#### DIRECTIVE:
Produce nothing but an exact copy of the lines from the one containing "Recreate this image" through the one containing "const pages = ['General', 'Shared", and do not carry over pictures.

[Records with interface code]
================================

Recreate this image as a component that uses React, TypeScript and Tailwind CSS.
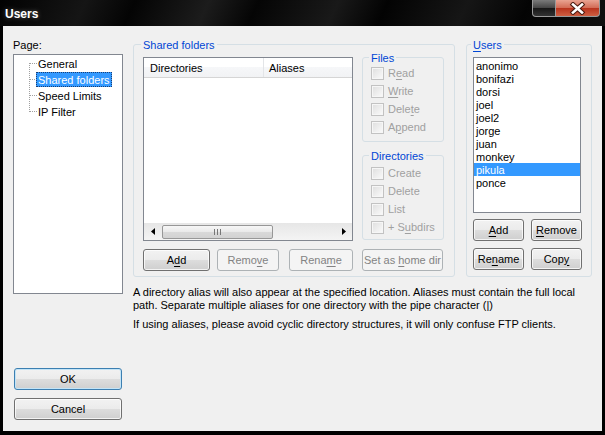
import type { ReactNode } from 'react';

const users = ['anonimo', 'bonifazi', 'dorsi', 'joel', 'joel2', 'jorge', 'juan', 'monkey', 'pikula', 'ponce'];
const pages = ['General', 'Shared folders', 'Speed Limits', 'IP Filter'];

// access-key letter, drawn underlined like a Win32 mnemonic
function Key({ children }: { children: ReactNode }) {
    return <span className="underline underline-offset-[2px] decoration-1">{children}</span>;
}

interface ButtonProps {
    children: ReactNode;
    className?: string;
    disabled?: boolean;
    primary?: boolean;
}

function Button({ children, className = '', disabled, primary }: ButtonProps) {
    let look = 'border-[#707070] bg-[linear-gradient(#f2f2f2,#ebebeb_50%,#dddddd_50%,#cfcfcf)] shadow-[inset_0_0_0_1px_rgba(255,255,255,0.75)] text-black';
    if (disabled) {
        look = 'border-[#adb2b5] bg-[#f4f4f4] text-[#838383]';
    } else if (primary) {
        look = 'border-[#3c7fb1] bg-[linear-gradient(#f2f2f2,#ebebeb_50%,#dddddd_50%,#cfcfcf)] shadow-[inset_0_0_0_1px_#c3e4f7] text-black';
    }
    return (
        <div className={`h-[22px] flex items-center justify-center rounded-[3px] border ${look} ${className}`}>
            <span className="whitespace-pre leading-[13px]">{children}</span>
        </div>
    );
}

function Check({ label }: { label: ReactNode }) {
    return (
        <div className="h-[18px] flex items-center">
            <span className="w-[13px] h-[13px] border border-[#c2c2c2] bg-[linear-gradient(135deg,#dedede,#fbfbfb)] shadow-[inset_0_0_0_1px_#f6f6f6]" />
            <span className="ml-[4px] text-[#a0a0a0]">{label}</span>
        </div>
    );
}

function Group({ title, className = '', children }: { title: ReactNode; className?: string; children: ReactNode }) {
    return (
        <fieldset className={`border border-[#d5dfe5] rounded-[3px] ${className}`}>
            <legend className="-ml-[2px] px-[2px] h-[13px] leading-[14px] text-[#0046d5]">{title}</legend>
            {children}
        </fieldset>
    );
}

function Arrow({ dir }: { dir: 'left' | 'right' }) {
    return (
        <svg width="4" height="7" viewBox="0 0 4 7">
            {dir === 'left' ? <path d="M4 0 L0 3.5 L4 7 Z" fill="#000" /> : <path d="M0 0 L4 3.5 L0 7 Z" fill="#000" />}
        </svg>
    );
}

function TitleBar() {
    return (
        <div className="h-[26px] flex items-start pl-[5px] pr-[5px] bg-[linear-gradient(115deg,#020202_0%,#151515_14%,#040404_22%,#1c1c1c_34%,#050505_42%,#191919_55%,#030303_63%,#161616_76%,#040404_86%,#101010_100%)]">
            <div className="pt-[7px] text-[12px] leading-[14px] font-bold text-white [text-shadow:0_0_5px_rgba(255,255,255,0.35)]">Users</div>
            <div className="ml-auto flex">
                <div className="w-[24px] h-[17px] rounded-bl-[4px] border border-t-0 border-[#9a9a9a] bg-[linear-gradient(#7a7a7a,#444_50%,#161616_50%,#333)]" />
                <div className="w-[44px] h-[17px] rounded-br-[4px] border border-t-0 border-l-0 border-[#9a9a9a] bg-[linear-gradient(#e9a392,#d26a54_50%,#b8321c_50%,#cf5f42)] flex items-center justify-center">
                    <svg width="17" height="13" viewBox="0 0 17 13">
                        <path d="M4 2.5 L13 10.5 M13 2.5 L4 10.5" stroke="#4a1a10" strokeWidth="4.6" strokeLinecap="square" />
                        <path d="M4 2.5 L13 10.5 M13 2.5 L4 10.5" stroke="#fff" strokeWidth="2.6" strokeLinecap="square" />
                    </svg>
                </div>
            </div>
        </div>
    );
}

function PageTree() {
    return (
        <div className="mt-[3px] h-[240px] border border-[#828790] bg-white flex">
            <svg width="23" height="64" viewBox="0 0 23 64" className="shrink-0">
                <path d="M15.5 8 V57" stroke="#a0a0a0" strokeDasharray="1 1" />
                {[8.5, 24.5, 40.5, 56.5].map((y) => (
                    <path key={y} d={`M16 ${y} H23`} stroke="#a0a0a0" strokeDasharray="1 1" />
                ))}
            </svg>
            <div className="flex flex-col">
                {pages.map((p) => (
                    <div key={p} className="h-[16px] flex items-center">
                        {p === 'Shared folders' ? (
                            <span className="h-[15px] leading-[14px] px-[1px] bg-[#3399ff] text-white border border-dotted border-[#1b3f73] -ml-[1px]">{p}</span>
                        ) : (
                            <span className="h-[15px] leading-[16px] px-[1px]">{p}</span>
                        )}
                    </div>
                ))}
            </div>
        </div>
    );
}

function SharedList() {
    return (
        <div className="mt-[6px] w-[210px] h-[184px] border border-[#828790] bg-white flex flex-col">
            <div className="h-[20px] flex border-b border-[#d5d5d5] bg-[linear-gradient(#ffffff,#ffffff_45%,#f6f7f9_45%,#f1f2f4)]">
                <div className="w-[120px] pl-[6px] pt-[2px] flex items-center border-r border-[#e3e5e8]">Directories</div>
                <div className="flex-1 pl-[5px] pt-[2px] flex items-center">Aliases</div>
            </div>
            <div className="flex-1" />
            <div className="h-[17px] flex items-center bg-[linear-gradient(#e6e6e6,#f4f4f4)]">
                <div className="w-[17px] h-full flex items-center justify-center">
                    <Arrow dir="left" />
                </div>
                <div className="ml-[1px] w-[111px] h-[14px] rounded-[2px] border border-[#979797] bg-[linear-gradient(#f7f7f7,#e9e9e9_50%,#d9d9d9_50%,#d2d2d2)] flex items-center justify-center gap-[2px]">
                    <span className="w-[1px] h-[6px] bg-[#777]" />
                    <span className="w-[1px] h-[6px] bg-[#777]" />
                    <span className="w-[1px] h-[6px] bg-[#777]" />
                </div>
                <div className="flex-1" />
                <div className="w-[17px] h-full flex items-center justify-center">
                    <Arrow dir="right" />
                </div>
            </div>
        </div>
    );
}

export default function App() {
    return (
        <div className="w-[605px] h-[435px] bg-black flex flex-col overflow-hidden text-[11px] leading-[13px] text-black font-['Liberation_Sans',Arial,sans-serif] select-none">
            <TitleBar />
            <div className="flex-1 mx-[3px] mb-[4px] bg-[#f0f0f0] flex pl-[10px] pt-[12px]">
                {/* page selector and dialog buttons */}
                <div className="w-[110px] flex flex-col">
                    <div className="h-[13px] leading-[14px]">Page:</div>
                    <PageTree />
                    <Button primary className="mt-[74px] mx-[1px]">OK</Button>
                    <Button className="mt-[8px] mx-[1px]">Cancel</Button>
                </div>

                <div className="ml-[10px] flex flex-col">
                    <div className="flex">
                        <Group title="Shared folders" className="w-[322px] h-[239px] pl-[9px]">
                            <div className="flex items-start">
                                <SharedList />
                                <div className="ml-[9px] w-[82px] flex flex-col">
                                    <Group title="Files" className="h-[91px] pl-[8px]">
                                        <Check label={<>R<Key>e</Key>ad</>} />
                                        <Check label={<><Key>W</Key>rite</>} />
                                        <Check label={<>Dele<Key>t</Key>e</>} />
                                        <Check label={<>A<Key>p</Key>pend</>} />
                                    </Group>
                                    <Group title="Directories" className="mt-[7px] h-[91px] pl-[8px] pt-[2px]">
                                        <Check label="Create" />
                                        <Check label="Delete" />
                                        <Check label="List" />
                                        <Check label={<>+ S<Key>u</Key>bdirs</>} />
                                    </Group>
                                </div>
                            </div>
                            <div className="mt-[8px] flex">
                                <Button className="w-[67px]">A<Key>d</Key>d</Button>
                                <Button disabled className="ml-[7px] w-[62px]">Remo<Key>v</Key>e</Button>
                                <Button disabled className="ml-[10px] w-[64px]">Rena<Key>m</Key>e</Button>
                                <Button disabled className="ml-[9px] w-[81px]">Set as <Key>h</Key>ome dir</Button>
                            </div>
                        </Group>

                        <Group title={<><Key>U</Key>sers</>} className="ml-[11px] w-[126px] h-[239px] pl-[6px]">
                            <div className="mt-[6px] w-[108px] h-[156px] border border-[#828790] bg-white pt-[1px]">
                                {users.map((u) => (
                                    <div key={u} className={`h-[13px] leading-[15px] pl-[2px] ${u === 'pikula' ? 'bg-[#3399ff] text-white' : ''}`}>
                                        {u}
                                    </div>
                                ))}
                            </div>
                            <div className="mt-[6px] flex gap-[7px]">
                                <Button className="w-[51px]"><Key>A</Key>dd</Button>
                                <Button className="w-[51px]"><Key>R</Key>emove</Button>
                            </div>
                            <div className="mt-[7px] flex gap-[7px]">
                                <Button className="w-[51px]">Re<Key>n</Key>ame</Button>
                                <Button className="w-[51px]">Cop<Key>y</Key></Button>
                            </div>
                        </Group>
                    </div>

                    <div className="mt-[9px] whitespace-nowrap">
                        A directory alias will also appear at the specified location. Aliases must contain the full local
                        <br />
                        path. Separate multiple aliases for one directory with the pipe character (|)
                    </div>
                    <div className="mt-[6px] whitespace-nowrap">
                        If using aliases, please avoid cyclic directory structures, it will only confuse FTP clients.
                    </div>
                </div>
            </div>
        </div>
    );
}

================================

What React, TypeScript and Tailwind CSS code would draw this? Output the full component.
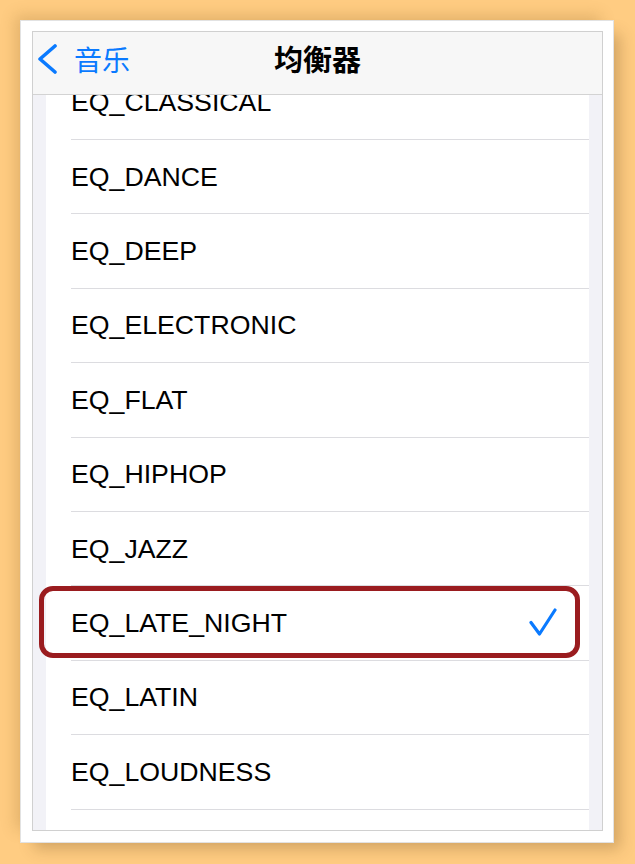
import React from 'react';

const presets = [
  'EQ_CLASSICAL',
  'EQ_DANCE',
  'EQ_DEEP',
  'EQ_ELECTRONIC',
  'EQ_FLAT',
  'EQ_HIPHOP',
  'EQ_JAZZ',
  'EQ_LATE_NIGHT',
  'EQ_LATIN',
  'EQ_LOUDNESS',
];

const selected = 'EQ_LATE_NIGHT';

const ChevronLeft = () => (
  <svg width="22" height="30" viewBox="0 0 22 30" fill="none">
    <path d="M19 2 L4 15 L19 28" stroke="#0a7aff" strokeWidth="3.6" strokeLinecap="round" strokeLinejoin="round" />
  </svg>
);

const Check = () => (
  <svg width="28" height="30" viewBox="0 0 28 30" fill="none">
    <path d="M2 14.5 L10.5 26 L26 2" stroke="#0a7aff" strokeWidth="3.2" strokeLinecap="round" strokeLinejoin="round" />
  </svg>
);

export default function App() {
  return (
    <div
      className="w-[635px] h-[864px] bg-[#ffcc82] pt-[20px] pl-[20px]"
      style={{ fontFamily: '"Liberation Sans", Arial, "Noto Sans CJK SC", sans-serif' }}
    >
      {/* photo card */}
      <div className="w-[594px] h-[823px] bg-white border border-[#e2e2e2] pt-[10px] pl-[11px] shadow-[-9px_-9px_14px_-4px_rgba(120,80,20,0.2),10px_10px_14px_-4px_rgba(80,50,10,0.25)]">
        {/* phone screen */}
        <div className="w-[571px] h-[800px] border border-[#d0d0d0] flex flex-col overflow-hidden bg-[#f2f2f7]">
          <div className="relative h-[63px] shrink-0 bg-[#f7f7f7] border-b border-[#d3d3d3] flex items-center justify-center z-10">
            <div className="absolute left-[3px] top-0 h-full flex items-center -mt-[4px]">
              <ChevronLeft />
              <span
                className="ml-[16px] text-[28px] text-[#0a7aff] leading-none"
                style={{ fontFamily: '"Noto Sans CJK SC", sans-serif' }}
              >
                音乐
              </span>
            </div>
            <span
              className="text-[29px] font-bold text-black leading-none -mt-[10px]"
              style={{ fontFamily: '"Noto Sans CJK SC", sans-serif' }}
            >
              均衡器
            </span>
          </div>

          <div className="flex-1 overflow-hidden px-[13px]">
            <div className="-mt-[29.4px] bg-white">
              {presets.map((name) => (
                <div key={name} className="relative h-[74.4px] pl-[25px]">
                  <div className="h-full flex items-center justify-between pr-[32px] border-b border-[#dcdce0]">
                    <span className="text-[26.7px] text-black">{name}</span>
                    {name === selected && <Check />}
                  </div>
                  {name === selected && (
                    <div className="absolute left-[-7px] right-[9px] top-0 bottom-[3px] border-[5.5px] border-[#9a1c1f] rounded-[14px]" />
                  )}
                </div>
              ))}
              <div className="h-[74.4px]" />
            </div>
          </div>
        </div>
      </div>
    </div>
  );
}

================================

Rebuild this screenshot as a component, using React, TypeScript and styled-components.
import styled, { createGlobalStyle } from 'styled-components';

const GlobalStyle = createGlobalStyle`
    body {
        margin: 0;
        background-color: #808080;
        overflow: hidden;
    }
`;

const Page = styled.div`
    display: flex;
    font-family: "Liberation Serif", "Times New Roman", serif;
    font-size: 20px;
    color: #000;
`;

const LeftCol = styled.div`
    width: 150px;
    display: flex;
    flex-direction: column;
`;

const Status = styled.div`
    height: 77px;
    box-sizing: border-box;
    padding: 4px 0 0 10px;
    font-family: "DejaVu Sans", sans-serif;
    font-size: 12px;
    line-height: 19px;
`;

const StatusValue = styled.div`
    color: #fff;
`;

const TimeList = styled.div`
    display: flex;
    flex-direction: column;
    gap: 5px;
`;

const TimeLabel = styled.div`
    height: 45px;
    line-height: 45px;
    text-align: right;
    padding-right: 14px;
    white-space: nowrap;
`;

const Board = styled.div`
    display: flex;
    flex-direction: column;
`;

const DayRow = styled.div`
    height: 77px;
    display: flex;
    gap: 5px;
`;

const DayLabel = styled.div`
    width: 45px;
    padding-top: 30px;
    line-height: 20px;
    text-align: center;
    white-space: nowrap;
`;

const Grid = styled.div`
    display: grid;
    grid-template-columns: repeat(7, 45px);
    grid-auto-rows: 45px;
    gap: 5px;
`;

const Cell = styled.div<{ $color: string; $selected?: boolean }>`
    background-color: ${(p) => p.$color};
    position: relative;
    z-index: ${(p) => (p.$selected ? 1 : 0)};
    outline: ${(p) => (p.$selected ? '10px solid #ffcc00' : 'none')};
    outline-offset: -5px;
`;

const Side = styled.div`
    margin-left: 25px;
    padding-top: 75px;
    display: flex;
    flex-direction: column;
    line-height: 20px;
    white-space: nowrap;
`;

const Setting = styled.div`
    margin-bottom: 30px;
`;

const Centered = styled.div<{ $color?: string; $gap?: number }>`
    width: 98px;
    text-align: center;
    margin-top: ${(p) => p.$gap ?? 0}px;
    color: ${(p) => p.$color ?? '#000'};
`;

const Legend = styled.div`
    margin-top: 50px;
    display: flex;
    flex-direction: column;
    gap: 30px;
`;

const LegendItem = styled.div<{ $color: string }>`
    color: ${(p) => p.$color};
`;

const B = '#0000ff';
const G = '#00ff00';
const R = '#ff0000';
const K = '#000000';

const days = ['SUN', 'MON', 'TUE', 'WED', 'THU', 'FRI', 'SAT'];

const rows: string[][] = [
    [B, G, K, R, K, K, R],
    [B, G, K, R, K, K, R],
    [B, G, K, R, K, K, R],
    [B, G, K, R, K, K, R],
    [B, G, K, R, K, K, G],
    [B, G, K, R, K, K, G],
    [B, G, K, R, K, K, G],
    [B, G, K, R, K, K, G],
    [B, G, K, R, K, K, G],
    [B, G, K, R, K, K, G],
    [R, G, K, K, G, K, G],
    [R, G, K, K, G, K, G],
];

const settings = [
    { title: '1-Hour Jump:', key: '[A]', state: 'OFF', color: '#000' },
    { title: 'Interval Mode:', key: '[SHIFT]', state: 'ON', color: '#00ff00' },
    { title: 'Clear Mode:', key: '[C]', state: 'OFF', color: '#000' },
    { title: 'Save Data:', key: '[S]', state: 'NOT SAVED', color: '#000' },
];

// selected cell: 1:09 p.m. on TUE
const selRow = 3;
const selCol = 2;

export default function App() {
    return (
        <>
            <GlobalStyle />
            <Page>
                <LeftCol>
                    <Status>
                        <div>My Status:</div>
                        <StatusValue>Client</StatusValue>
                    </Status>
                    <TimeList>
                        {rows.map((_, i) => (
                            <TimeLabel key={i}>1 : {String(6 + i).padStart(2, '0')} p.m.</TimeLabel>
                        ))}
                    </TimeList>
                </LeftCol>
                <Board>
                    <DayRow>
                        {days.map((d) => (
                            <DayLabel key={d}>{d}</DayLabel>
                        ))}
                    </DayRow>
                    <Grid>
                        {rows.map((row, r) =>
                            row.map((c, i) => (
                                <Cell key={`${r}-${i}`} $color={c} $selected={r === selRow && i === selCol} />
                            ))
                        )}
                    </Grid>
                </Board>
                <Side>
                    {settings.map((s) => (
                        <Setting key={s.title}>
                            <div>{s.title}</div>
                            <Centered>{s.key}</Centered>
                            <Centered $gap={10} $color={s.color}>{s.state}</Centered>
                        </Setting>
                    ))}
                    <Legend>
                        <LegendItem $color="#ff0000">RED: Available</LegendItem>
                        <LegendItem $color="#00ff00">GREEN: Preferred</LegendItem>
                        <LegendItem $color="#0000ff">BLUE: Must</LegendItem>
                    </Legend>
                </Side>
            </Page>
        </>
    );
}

================================

#### REPLY TO THE TASK:
Recreate this image as a component that uses React, TypeScript and Tailwind CSS.
import type { ReactNode } from 'react';

const users = ['anonimo', 'bonifazi', 'dorsi', 'joel', 'joel2', 'jorge', 'juan', 'monkey', 'pikula', 'ponce'];
const pages = ['General', 'Shared folders', 'Speed Limits', 'IP Filter'];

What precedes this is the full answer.